Within the records below, find each line that holds the string "screenshot", then copy it.
**********
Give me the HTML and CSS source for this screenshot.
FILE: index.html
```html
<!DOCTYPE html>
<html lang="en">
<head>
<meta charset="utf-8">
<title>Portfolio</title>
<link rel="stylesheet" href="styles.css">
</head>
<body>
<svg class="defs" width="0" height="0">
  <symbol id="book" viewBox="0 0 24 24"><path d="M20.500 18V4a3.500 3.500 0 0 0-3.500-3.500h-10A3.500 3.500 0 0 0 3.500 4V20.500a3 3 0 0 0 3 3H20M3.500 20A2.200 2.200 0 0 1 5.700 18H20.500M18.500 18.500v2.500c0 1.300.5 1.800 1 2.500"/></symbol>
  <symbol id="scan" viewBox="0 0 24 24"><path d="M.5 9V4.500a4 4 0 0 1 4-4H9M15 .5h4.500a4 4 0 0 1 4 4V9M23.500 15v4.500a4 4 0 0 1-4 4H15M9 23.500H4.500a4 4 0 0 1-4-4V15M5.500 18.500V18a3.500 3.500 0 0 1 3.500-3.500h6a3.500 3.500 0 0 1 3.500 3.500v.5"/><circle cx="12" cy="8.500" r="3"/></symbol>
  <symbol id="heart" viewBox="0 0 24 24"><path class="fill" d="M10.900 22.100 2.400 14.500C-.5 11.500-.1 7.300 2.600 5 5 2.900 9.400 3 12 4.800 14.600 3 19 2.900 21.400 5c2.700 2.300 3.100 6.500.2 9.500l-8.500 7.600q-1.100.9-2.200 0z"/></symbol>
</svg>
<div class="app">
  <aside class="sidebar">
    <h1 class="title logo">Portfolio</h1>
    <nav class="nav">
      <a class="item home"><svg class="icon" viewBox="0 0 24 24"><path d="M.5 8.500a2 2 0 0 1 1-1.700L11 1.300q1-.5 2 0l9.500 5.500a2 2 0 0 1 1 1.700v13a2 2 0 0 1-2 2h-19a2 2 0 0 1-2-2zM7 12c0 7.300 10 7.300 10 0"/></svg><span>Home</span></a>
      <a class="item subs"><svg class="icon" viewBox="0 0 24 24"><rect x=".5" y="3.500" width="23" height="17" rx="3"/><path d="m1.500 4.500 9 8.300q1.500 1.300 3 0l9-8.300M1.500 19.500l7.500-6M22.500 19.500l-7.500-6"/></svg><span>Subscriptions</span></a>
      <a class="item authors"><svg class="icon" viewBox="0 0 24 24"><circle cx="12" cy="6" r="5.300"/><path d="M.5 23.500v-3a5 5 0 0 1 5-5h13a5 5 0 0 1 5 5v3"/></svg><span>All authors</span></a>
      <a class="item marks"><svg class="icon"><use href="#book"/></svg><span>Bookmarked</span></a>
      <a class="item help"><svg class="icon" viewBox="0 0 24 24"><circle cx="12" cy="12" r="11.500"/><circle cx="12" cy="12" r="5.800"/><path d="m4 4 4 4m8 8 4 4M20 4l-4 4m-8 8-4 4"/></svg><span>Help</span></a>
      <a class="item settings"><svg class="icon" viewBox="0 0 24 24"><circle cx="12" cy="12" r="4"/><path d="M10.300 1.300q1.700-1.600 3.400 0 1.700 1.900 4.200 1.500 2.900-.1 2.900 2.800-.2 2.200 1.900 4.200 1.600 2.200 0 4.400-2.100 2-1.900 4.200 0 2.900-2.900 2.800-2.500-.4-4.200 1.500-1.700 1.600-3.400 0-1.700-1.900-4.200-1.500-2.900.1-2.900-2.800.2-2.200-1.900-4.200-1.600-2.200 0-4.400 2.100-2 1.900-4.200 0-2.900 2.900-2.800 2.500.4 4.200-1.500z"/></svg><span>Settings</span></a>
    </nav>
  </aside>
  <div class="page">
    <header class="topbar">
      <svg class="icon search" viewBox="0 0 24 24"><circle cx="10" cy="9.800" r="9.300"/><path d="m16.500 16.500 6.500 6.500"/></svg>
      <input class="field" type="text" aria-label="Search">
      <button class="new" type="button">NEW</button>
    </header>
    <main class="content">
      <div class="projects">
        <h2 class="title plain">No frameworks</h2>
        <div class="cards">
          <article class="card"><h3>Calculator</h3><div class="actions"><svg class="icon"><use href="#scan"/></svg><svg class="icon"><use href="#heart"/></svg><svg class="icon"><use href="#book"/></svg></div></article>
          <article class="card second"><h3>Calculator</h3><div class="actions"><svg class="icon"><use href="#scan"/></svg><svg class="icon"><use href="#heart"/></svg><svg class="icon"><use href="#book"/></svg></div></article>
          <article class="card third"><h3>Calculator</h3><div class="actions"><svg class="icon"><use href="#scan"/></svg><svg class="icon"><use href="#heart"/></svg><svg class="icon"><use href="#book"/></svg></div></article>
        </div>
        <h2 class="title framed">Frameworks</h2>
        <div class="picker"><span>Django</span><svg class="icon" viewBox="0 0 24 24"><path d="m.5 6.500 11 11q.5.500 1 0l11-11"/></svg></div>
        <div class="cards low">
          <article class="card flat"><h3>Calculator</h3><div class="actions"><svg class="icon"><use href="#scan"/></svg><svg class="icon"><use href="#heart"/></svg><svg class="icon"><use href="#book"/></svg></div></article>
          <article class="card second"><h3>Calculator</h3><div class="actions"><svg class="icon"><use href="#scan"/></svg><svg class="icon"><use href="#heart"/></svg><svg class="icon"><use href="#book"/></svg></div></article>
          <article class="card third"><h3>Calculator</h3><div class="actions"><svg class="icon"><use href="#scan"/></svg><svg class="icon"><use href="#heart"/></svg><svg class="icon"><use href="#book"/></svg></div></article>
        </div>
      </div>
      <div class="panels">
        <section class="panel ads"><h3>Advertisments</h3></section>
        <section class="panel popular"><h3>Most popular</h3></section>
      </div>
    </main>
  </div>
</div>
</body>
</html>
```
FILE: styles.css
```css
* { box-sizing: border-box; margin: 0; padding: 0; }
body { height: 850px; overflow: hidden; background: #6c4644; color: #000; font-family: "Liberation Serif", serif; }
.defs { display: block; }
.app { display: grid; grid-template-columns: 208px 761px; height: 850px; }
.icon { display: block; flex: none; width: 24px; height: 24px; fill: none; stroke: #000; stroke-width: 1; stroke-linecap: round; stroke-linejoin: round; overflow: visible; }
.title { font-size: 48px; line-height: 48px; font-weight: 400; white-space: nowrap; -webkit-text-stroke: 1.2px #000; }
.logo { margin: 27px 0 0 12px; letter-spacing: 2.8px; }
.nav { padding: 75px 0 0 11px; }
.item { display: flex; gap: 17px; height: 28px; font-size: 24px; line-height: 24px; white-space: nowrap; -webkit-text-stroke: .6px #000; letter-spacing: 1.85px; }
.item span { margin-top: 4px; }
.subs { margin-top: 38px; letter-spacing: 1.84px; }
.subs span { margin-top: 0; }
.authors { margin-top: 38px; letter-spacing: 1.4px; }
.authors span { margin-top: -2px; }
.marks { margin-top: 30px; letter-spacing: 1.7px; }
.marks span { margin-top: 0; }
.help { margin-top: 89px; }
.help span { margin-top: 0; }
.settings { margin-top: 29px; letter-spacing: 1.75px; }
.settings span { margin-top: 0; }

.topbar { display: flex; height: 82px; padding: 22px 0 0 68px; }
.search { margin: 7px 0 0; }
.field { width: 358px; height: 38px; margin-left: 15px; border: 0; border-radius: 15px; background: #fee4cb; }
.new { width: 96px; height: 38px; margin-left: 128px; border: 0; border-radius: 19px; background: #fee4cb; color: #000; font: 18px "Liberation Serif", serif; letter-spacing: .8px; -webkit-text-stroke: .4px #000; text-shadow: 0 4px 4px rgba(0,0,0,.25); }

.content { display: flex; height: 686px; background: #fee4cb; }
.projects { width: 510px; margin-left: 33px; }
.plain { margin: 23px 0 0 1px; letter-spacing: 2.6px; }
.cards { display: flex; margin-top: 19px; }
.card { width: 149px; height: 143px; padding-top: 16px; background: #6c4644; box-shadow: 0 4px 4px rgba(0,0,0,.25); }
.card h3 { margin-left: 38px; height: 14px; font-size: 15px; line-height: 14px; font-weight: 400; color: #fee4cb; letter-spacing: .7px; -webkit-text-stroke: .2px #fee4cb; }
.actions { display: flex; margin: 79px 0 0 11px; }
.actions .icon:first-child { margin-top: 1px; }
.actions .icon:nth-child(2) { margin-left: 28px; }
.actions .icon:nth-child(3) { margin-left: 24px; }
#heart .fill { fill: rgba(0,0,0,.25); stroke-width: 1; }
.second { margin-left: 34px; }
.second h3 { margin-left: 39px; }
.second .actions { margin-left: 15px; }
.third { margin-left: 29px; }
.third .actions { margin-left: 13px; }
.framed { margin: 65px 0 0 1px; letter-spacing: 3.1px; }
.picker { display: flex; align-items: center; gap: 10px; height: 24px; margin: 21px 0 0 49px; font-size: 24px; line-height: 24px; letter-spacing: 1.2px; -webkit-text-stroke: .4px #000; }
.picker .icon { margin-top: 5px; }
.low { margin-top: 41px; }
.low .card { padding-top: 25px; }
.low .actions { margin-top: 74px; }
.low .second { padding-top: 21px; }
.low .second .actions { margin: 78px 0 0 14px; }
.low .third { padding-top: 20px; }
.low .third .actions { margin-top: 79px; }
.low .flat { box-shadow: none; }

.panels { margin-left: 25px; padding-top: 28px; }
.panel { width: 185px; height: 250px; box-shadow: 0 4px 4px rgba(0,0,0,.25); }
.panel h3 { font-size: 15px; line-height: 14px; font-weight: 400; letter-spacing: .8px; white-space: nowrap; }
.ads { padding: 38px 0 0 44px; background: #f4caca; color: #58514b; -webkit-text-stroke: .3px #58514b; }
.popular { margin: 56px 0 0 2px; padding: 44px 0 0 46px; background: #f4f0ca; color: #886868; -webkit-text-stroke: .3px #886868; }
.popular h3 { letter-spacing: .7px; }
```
**********
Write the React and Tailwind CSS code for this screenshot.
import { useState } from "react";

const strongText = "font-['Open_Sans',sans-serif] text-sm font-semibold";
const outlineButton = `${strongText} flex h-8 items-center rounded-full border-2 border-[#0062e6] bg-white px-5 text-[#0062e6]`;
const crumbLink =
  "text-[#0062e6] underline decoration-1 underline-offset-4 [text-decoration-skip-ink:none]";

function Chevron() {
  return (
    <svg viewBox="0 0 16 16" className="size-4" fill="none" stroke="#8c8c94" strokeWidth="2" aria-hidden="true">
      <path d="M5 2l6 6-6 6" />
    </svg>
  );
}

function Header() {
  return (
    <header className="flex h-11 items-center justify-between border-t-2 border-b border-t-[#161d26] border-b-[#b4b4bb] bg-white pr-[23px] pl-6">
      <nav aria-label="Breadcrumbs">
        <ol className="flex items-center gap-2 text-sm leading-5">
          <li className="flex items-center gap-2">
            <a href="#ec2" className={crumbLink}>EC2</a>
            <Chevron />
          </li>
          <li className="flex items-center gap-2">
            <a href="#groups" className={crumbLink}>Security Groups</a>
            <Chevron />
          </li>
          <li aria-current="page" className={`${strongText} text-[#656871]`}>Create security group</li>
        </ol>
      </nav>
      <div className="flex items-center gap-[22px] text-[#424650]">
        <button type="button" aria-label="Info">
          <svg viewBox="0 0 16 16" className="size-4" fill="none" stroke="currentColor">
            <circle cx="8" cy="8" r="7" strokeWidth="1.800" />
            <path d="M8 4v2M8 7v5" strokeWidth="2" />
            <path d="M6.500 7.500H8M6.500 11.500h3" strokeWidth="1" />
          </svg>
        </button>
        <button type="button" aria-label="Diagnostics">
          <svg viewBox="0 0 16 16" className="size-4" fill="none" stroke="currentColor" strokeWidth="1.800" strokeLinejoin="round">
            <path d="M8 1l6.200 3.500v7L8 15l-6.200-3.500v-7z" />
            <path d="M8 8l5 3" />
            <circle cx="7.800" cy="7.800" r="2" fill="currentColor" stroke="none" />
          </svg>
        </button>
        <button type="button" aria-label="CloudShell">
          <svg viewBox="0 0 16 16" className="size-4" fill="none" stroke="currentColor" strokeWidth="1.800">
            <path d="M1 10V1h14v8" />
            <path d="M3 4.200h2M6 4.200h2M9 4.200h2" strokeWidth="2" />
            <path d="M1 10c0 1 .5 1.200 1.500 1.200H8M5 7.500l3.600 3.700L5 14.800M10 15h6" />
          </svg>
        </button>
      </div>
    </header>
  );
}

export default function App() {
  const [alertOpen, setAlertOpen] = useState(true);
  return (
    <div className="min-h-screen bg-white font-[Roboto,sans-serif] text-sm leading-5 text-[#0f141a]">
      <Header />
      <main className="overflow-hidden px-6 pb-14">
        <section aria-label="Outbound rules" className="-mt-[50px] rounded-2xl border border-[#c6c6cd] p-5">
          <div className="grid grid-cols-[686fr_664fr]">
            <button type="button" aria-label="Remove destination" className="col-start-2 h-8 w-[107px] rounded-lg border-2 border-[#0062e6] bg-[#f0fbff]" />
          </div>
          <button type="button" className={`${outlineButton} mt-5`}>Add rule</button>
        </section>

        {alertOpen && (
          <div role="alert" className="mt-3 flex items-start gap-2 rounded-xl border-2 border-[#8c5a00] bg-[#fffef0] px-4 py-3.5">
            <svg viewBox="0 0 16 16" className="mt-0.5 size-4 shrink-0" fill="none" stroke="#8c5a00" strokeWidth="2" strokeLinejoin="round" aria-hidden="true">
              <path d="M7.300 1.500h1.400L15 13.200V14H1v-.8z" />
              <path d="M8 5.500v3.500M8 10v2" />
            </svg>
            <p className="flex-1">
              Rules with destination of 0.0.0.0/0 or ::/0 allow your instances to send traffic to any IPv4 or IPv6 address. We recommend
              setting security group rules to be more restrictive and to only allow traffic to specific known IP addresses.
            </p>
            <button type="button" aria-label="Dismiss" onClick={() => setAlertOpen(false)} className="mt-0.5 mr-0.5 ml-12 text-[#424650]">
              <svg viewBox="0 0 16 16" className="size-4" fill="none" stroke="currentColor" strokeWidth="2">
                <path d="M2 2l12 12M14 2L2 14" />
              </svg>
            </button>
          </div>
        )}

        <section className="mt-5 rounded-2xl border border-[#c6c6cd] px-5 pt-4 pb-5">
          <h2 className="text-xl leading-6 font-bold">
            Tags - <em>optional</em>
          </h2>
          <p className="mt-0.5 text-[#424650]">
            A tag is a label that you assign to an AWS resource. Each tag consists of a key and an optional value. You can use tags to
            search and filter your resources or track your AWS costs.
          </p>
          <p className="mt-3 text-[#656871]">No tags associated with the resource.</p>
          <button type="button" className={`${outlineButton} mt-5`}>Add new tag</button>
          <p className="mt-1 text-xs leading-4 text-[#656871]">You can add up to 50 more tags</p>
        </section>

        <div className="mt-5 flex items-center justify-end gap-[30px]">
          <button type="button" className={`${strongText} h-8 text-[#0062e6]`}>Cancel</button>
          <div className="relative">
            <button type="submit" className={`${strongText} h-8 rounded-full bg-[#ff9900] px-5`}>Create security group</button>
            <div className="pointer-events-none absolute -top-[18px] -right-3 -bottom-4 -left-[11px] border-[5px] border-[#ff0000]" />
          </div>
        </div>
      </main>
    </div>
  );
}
**********
[FINAL ANSWER]
Give me the HTML and CSS source for this screenshot.
Write the React and Tailwind CSS code for this screenshot.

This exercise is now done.